### [Exercise description]
Count how many lines in the material below hold the word "index"; the reply is that number alone.

### [Given information]

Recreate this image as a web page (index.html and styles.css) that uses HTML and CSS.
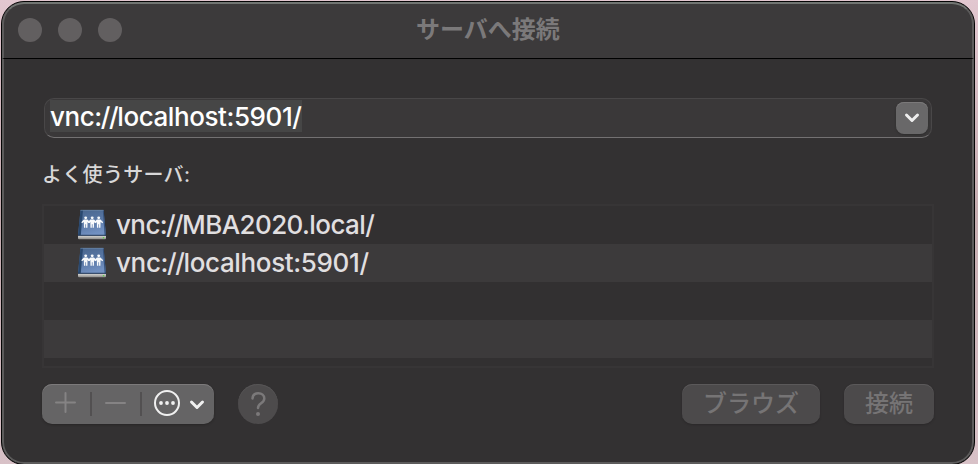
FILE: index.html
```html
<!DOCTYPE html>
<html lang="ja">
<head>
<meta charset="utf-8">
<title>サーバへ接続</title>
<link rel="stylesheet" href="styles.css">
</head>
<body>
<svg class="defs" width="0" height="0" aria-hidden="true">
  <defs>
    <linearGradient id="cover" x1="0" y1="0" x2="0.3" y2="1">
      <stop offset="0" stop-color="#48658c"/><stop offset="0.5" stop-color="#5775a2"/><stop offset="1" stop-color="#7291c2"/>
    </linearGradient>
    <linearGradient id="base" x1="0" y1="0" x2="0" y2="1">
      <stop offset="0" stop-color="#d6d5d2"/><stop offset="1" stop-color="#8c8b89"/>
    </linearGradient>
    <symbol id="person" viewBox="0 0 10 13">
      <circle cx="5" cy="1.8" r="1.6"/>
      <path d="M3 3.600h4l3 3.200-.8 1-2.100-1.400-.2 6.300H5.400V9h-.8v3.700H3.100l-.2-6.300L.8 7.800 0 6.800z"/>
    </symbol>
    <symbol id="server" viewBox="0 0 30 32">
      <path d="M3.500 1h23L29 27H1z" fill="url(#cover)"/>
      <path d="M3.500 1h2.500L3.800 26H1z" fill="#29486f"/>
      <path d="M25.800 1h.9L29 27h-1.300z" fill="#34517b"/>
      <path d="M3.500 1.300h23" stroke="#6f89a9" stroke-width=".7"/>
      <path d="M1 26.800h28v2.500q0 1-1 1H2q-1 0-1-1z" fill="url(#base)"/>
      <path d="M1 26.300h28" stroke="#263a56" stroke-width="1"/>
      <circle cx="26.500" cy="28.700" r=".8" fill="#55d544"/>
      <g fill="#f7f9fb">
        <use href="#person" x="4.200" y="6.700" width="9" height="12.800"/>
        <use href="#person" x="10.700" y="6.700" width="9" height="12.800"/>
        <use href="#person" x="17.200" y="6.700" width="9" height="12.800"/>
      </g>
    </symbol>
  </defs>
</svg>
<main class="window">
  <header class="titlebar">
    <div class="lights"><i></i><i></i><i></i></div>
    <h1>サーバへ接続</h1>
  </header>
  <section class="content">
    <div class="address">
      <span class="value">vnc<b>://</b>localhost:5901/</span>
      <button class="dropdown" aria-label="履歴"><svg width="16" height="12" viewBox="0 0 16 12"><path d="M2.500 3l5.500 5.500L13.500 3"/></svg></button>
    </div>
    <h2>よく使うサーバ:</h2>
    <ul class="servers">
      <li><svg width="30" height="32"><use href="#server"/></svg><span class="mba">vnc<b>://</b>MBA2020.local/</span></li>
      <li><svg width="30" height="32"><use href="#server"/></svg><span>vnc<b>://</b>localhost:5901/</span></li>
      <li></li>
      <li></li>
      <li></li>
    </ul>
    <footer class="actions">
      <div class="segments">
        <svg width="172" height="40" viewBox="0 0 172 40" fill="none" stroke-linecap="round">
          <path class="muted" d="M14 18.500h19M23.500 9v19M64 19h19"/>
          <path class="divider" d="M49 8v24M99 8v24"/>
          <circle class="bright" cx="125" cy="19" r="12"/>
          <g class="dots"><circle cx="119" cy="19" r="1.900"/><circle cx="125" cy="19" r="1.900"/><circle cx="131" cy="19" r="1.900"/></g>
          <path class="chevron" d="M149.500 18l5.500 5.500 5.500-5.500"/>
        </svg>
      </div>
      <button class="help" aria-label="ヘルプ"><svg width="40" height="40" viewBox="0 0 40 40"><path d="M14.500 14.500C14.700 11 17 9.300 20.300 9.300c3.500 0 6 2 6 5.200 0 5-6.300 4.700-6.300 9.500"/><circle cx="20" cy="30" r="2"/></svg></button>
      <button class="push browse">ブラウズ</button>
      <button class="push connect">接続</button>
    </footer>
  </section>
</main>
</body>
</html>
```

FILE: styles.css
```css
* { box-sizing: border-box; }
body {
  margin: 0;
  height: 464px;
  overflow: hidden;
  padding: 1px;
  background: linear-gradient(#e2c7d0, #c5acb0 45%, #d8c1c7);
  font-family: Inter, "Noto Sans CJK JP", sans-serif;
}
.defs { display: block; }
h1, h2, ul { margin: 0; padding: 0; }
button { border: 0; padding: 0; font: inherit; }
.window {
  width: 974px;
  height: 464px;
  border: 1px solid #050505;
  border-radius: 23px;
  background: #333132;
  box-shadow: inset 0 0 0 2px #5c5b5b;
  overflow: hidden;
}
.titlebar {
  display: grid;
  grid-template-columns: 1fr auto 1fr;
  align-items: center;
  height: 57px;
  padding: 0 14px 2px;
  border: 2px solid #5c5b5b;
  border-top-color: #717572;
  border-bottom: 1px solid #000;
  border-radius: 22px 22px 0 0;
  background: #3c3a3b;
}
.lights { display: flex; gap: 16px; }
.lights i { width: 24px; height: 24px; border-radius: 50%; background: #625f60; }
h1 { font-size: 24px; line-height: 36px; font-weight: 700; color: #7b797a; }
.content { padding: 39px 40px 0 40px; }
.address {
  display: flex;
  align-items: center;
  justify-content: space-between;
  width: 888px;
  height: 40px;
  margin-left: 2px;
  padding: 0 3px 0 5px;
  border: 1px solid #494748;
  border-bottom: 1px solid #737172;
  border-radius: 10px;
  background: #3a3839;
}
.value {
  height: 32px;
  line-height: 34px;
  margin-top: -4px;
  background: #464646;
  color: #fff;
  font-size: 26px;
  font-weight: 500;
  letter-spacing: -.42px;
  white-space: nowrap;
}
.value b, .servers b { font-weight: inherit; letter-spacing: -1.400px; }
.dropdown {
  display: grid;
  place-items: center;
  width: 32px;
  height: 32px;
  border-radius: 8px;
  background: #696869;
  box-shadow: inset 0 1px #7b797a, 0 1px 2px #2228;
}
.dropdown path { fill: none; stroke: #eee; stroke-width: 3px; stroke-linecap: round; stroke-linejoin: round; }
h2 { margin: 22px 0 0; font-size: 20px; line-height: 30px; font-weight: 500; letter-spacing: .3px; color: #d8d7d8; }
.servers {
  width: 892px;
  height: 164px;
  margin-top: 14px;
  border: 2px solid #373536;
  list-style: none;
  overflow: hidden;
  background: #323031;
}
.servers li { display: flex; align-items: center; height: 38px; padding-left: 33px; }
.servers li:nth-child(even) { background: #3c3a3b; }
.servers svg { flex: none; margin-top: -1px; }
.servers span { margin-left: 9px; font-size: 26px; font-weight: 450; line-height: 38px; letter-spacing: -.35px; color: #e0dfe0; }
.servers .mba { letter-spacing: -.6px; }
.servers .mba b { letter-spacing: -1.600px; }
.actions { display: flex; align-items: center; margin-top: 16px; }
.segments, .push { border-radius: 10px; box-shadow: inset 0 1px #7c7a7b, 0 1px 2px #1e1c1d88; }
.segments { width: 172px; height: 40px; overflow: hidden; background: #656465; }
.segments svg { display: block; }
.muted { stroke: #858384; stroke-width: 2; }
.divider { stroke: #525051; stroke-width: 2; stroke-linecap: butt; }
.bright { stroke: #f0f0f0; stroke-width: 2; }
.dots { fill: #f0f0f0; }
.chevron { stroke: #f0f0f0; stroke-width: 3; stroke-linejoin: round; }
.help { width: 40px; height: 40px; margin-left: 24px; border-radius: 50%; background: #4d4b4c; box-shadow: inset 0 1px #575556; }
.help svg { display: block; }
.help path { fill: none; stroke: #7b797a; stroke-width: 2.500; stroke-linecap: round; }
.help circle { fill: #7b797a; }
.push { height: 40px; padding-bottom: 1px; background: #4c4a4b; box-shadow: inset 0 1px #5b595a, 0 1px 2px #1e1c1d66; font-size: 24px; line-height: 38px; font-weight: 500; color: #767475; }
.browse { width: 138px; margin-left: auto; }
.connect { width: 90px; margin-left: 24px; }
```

...

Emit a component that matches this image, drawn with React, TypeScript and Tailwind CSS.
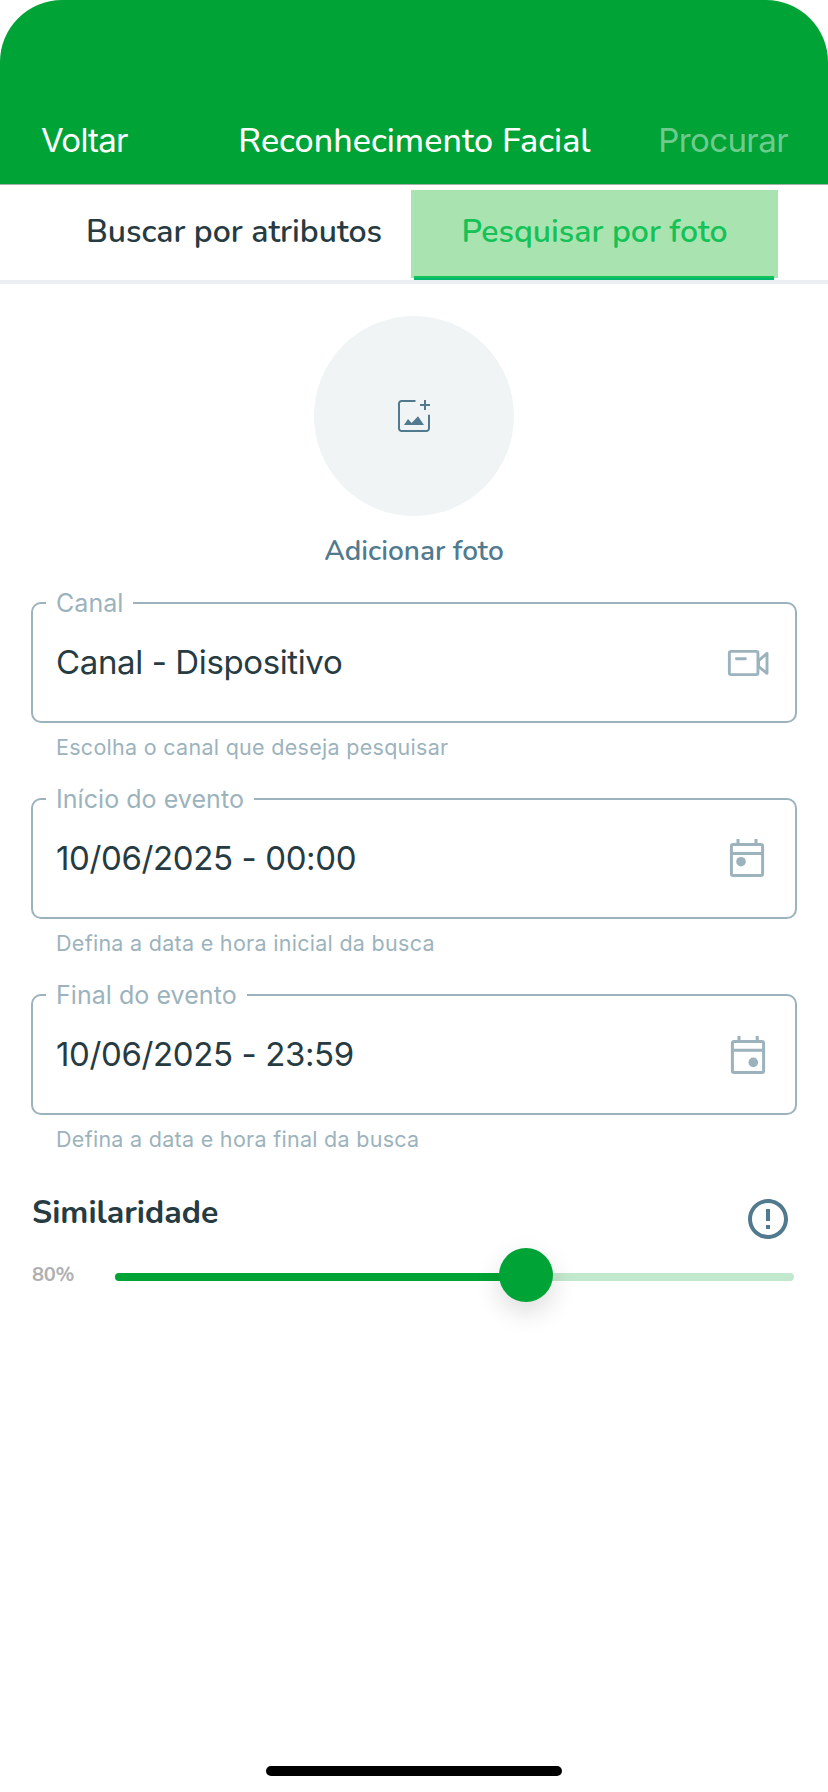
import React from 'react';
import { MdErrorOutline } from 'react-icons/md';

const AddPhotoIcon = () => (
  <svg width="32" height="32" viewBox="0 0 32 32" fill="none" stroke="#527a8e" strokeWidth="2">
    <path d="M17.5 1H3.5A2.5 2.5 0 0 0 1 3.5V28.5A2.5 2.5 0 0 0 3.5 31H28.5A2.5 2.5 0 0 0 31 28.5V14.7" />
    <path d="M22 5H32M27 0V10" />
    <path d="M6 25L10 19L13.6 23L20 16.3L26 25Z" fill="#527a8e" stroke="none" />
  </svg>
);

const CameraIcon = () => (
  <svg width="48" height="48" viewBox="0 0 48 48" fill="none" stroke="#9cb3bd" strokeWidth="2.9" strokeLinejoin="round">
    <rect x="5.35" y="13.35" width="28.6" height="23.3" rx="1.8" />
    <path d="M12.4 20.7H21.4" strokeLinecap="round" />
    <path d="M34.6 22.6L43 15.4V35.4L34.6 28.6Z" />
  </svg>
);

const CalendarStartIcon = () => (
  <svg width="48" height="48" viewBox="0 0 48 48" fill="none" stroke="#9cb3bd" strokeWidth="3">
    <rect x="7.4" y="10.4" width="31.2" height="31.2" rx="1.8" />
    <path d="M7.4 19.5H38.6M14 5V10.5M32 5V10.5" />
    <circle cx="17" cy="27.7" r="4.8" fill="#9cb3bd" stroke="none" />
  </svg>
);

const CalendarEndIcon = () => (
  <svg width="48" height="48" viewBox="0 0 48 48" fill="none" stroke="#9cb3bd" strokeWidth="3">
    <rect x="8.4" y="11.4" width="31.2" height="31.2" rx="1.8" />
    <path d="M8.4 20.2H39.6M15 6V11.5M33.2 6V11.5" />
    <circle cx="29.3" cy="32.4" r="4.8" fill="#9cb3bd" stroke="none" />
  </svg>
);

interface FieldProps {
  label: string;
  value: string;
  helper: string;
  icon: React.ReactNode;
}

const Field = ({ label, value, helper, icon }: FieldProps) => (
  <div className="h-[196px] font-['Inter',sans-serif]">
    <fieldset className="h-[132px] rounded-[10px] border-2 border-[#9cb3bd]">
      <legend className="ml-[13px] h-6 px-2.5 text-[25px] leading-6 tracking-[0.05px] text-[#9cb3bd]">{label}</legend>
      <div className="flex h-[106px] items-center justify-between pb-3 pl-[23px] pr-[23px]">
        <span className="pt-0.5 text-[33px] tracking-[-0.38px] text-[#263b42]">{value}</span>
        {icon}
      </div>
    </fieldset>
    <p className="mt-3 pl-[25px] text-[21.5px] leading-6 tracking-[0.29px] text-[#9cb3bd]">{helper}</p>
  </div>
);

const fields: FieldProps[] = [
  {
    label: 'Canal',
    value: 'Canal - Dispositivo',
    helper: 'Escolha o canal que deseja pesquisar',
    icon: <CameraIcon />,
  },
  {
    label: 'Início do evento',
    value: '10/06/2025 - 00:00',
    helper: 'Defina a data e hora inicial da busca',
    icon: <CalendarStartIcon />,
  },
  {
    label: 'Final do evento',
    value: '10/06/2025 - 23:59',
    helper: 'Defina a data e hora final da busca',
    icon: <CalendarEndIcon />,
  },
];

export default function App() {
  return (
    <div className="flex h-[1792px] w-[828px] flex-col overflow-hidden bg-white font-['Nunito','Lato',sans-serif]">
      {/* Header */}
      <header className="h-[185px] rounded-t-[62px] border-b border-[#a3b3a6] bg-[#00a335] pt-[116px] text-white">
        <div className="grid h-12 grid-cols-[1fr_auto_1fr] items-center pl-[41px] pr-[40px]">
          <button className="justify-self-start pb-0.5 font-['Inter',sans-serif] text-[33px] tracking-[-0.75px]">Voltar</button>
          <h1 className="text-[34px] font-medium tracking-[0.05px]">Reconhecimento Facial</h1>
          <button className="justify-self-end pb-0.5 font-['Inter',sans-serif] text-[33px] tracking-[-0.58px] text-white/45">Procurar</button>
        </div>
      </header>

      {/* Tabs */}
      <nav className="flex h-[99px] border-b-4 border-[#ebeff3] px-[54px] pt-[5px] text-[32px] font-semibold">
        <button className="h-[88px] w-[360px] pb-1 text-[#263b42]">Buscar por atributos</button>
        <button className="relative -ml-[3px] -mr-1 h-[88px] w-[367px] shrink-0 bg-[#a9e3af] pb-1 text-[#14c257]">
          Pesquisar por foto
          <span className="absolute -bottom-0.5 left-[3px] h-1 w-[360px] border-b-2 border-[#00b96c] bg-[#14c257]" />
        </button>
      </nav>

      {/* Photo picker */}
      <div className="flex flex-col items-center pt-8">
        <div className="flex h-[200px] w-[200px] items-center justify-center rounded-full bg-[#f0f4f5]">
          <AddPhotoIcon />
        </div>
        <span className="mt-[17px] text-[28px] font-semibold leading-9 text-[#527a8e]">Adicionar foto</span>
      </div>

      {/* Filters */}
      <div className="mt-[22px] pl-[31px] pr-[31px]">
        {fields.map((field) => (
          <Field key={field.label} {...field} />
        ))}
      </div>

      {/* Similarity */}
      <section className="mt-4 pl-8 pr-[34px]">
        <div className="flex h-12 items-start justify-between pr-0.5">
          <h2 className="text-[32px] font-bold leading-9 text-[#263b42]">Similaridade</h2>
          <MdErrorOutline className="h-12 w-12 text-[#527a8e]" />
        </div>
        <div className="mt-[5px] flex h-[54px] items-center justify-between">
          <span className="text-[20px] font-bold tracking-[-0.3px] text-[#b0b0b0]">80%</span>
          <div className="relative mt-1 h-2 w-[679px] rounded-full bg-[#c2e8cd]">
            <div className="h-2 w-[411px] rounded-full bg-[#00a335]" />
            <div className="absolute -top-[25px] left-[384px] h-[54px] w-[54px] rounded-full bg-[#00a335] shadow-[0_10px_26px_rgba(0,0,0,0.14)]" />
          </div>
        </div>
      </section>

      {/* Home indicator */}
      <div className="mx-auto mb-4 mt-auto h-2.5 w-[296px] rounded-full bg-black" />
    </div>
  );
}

### [Task result]
2